■ What to do
Transcribe every line exactly. Leave the pictures behind.

■ Dataset section
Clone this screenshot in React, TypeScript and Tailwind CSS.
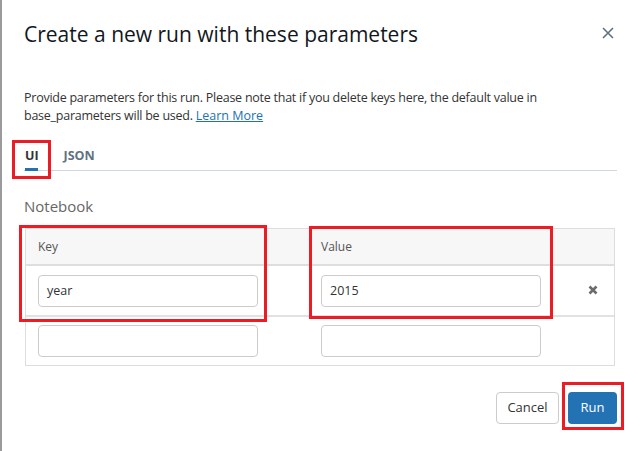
import React from "react";

const font = { fontFamily: '"Open Sans", "Noto Sans", sans-serif' };

export default function App() {
  return (
    <div className="relative w-[641px] h-[451px] bg-white overflow-hidden border-l-2 border-[#9a9a9a]" style={font}>
      <div className="flex flex-col pl-[22px] pr-[24px]">
        {/* Header */}
        <div className="flex items-start justify-between pt-[19px] h-[84px]">
          <h1 className="text-[21px] leading-[30px] text-[#11171c] font-normal">Create a new run with these parameters</h1>
          <svg width="12" height="12" viewBox="0 0 12 12" className="mt-[8px] mr-[3px]">
            <path d="M1 1L11 11M11 1L1 11" stroke="#5f7281" strokeWidth="1.6" />
          </svg>
        </div>
        {/* Description */}
        <p className="text-[12.5px] leading-[18px] tracking-[-0.25px] text-[#333] w-[540px] mt-[5px]">
          Provide parameters for this run. Please note that if you delete keys here, the default value in base_parameters will be used.{" "}
          <a className="text-[#2272b4] underline tracking-normal">Learn More</a>
        </p>
        {/* Tabs */}
        <div className="flex items-end gap-[25px] mt-[22px] border-b border-[#cfd8e0] pl-[1px]">
          <div className="relative text-[12.5px] font-bold text-[#333] pb-[4px]">
            UI
            <div className="absolute left-0 bottom-[-1px] w-[13px] h-[3px] bg-[#2272b4]" />
          </div>
          <div className="text-[12.5px] font-bold text-[#5f7281] pb-[4px]">JSON</div>
        </div>
        {/* Notebook */}
        <div className="text-[15px] text-[#666] mt-[25px] leading-[20px]">Notebook</div>
        {/* Table */}
        <div className="mt-[12px] ml-[1px] w-[590px] border border-[#ddd]">
          <div className="grid grid-cols-[283px_247px_1fr] h-[37px] bg-[#f7f7f7] border-b-2 border-[#dedede] items-center text-[12px] text-[#555]">
            <div className="pl-[12px] pt-[2px]">Key</div>
            <div className="pl-[12px] pt-[2px]">Value</div>
            <div />
          </div>
          <div className="grid grid-cols-[283px_247px_1fr] h-[51px] border-b-2 border-[#e2e2e2] items-center">
            <div className="pl-[12px] pt-[2px]">
              <div className="w-[220px] h-[32px] border border-[#ccc] rounded-[4px] flex items-center px-[8px] text-[12.5px] text-[#333]">year</div>
            </div>
            <div className="pl-[12px] pt-[2px]">
              <div className="w-[220px] h-[32px] border border-[#ccc] rounded-[4px] flex items-center px-[8px] text-[12.5px] text-[#333]">2015</div>
            </div>
            <div className="flex justify-end pr-[16px]">
              <svg width="10" height="10" viewBox="0 0 10 10">
                <path d="M1.5 1.5L8.5 8.5M8.5 1.5L1.5 8.5" stroke="#6b6b6b" strokeWidth="2.6" strokeLinecap="butt" />
              </svg>
            </div>
          </div>
          <div className="grid grid-cols-[283px_247px_1fr] h-[48px] items-center">
            <div className="pl-[12px]">
              <div className="w-[220px] h-[32px] border border-[#ccc] rounded-[4px]" />
            </div>
            <div className="pl-[12px]">
              <div className="w-[220px] h-[32px] border border-[#ccc] rounded-[4px]" />
            </div>
            <div />
          </div>
        </div>
        {/* Footer */}
        <div className="flex justify-end gap-[9px] mt-[26px] pr-[0px]">
          <button className="w-[63px] h-[32px] border border-[#ccc] rounded-[4px] text-[13px] text-[#333] bg-white">Cancel</button>
          <button className="w-[49px] h-[32px] rounded-[4px] text-[13px] text-white bg-[#2272b4]">Run</button>
        </div>
      </div>

      {/* Red annotation boxes */}
      <div className="absolute left-[10px] top-[140px] w-[39px] h-[39px] border-[3px] border-[#ed1c24]" />
      <div className="absolute left-[17px] top-[225px] w-[248px] h-[97px] border-[3px] border-[#ed1c24]" />
      <div className="absolute left-[307px] top-[226px] w-[244px] h-[93px] border-[3px] border-[#ed1c24]" />
      <div className="absolute left-[560px] top-[382px] w-[62px] h-[48px] border-[3px] border-[#ed1c24]" />
    </div>
  );
}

■ Exercise solution
Clone this screenshot in React, TypeScript and Tailwind CSS.
import React from "react";

const font = { fontFamily: '"Open Sans", "Noto Sans", sans-serif' };

export default function App() {
  return (
    <div className="relative w-[641px] h-[451px] bg-white overflow-hidden border-l-2 border-[#9a9a9a]" style={font}>
      <div className="flex flex-col pl-[22px] pr-[24px]">
        {/* Header */}
        <div className="flex items-start justify-between pt-[19px] h-[84px]">
          <h1 className="text-[21px] leading-[30px] text-[#11171c] font-normal">Create a new run with these parameters</h1>
          <svg width="12" height="12" viewBox="0 0 12 12" className="mt-[8px] mr-[3px]">
            <path d="M1 1L11 11M11 1L1 11" stroke="#5f7281" strokeWidth="1.6" />
          </svg>
        </div>
        {/* Description */}
        <p className="text-[12.5px] leading-[18px] tracking-[-0.25px] text-[#333] w-[540px] mt-[5px]">
          Provide parameters for this run. Please note that if you delete keys here, the default value in base_parameters will be used.{" "}
          <a className="text-[#2272b4] underline tracking-normal">Learn More</a>
        </p>
        {/* Tabs */}
        <div className="flex items-end gap-[25px] mt-[22px] border-b border-[#cfd8e0] pl-[1px]">
          <div className="relative text-[12.5px] font-bold text-[#333] pb-[4px]">
            UI
            <div className="absolute left-0 bottom-[-1px] w-[13px] h-[3px] bg-[#2272b4]" />
          </div>
          <div className="text-[12.5px] font-bold text-[#5f7281] pb-[4px]">JSON</div>
        </div>
        {/* Notebook */}
        <div className="text-[15px] text-[#666] mt-[25px] leading-[20px]">Notebook</div>
        {/* Table */}
        <div className="mt-[12px] ml-[1px] w-[590px] border border-[#ddd]">
          <div className="grid grid-cols-[283px_247px_1fr] h-[37px] bg-[#f7f7f7] border-b-2 border-[#dedede] items-center text-[12px] text-[#555]">
            <div className="pl-[12px] pt-[2px]">Key</div>
            <div className="pl-[12px] pt-[2px]">Value</div>
            <div />
          </div>
          <div className="grid grid-cols-[283px_247px_1fr] h-[51px] border-b-2 border-[#e2e2e2] items-center">
            <div className="pl-[12px] pt-[2px]">
              <div className="w-[220px] h-[32px] border border-[#ccc] rounded-[4px] flex items-center px-[8px] text-[12.5px] text-[#333]">year</div>
            </div>
            <div className="pl-[12px] pt-[2px]">
              <div className="w-[220px] h-[32px] border border-[#ccc] rounded-[4px] flex items-center px-[8px] text-[12.5px] text-[#333]">2015</div>
            </div>
            <div className="flex justify-end pr-[16px]">
              <svg width="10" height="10" viewBox="0 0 10 10">
                <path d="M1.5 1.5L8.5 8.5M8.5 1.5L1.5 8.5" stroke="#6b6b6b" strokeWidth="2.6" strokeLinecap="butt" />
              </svg>
            </div>
          </div>
          <div className="grid grid-cols-[283px_247px_1fr] h-[48px] items-center">
            <div className="pl-[12px]">
              <div className="w-[220px] h-[32px] border border-[#ccc] rounded-[4px]" />
            </div>
            <div className="pl-[12px]">
              <div className="w-[220px] h-[32px] border border-[#ccc] rounded-[4px]" />
            </div>
            <div />
          </div>
        </div>
        {/* Footer */}
        <div className="flex justify-end gap-[9px] mt-[26px] pr-[0px]">
          <button className="w-[63px] h-[32px] border border-[#ccc] rounded-[4px] text-[13px] text-[#333] bg-white">Cancel</button>
          <button className="w-[49px] h-[32px] rounded-[4px] text-[13px] text-white bg-[#2272b4]">Run</button>
        </div>
      </div>

      {/* Red annotation boxes */}
      <div className="absolute left-[10px] top-[140px] w-[39px] h-[39px] border-[3px] border-[#ed1c24]" />
      <div className="absolute left-[17px] top-[225px] w-[248px] h-[97px] border-[3px] border-[#ed1c24]" />
      <div className="absolute left-[307px] top-[226px] w-[244px] h-[93px] border-[3px] border-[#ed1c24]" />
      <div className="absolute left-[560px] top-[382px] w-[62px] h-[48px] border-[3px] border-[#ed1c24]" />
    </div>
  );
}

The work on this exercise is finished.